**Exercise goal:** Gather the lines that hold the string "React".

**Dataset extract:**
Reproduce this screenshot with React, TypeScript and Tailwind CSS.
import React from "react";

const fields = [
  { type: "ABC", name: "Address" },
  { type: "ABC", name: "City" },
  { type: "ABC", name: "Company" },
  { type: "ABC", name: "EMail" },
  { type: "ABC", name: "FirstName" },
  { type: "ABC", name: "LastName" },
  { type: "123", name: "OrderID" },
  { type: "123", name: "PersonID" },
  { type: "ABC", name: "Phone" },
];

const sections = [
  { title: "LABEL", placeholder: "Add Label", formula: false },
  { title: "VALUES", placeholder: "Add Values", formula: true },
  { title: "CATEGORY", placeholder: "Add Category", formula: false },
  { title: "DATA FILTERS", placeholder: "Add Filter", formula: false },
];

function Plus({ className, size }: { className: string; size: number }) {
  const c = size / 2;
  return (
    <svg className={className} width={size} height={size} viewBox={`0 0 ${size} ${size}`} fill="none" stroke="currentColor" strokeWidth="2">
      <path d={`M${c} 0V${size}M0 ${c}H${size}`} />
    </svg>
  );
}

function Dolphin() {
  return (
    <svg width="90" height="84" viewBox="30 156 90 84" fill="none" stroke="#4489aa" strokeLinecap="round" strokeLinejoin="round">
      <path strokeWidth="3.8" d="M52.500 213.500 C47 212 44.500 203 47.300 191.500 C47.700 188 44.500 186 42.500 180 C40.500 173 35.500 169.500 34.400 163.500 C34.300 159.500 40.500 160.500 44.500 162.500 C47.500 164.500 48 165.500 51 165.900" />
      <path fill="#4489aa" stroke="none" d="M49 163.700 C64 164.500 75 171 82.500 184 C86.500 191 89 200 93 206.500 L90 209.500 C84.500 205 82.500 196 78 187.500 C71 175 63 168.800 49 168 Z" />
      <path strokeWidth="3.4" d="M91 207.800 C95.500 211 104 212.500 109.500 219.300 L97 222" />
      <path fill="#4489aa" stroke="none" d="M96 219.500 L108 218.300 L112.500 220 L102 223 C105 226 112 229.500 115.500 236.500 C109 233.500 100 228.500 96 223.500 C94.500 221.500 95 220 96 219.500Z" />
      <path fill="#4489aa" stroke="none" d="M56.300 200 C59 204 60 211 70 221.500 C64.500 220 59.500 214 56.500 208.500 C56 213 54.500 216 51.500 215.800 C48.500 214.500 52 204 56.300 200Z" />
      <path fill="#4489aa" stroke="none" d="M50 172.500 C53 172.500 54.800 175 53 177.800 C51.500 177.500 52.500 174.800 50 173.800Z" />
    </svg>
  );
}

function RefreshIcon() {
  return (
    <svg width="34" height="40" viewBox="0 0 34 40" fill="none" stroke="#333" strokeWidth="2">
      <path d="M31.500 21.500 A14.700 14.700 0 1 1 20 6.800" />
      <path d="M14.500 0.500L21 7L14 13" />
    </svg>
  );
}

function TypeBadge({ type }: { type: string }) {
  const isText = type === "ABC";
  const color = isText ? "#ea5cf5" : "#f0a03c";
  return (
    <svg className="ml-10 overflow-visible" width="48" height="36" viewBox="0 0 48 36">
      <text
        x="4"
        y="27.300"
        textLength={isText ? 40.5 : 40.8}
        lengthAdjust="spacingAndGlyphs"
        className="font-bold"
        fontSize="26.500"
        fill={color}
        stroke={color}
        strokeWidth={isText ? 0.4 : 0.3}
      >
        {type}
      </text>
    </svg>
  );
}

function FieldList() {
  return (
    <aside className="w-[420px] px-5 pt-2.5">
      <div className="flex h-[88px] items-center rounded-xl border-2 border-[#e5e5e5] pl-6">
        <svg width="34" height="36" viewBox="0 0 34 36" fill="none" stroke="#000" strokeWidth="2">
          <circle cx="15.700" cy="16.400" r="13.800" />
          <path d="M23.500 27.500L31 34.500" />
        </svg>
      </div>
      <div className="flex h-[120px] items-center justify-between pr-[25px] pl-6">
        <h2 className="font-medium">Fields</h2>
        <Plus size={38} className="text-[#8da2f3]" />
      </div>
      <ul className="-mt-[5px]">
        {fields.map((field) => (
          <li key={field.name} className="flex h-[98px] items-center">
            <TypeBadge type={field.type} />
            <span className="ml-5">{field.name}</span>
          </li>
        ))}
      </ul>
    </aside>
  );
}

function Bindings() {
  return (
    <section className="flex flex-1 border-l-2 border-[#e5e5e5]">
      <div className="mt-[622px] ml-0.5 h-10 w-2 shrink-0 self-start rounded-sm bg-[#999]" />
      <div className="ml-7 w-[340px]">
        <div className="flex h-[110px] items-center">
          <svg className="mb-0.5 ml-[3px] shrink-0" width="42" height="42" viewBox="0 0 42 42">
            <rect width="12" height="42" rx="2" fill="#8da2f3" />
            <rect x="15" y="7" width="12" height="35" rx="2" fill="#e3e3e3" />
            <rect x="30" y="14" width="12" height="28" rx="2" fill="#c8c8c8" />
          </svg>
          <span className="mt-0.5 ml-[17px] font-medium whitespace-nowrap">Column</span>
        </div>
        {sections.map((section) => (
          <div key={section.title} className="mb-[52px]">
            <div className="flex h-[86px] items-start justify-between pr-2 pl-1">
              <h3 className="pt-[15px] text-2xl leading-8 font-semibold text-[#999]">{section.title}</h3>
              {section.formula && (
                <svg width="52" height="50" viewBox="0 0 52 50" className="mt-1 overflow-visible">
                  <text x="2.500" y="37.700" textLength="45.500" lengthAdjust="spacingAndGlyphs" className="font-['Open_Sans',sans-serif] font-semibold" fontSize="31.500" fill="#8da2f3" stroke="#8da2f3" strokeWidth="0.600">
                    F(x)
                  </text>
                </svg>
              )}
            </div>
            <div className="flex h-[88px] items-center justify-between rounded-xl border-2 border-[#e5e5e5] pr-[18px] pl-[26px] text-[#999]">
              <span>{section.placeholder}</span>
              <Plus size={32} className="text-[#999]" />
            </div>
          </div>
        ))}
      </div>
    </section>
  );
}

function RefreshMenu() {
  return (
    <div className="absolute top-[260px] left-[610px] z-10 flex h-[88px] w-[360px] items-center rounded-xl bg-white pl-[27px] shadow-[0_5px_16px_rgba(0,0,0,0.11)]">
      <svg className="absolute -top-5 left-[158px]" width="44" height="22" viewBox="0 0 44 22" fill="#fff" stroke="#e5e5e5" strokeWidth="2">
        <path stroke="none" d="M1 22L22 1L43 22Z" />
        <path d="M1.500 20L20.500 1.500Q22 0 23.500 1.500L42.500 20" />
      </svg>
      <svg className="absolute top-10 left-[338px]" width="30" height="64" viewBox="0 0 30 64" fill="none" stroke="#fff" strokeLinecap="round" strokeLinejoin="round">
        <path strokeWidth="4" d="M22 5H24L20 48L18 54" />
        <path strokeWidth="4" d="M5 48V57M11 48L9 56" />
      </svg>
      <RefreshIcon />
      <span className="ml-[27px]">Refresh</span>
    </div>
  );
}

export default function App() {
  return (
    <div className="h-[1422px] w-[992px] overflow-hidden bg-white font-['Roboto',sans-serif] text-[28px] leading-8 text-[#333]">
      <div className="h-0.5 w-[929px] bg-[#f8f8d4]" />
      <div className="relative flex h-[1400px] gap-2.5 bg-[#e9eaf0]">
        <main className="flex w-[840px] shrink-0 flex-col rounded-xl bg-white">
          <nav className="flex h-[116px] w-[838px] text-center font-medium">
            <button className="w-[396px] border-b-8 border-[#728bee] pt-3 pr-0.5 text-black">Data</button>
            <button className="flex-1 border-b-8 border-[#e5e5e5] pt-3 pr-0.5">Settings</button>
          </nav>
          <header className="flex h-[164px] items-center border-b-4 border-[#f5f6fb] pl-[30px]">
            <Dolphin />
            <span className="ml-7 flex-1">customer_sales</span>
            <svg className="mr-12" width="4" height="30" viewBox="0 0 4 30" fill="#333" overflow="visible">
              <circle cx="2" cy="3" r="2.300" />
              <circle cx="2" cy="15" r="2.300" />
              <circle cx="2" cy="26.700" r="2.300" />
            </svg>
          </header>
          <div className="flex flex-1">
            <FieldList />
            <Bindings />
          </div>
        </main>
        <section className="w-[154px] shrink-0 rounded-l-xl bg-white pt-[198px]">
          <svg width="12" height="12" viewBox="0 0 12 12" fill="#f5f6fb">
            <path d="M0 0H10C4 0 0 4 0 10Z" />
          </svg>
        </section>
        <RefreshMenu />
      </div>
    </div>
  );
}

**Problem solution:**
Reproduce this screenshot with React, TypeScript and Tailwind CSS.
import React from "react";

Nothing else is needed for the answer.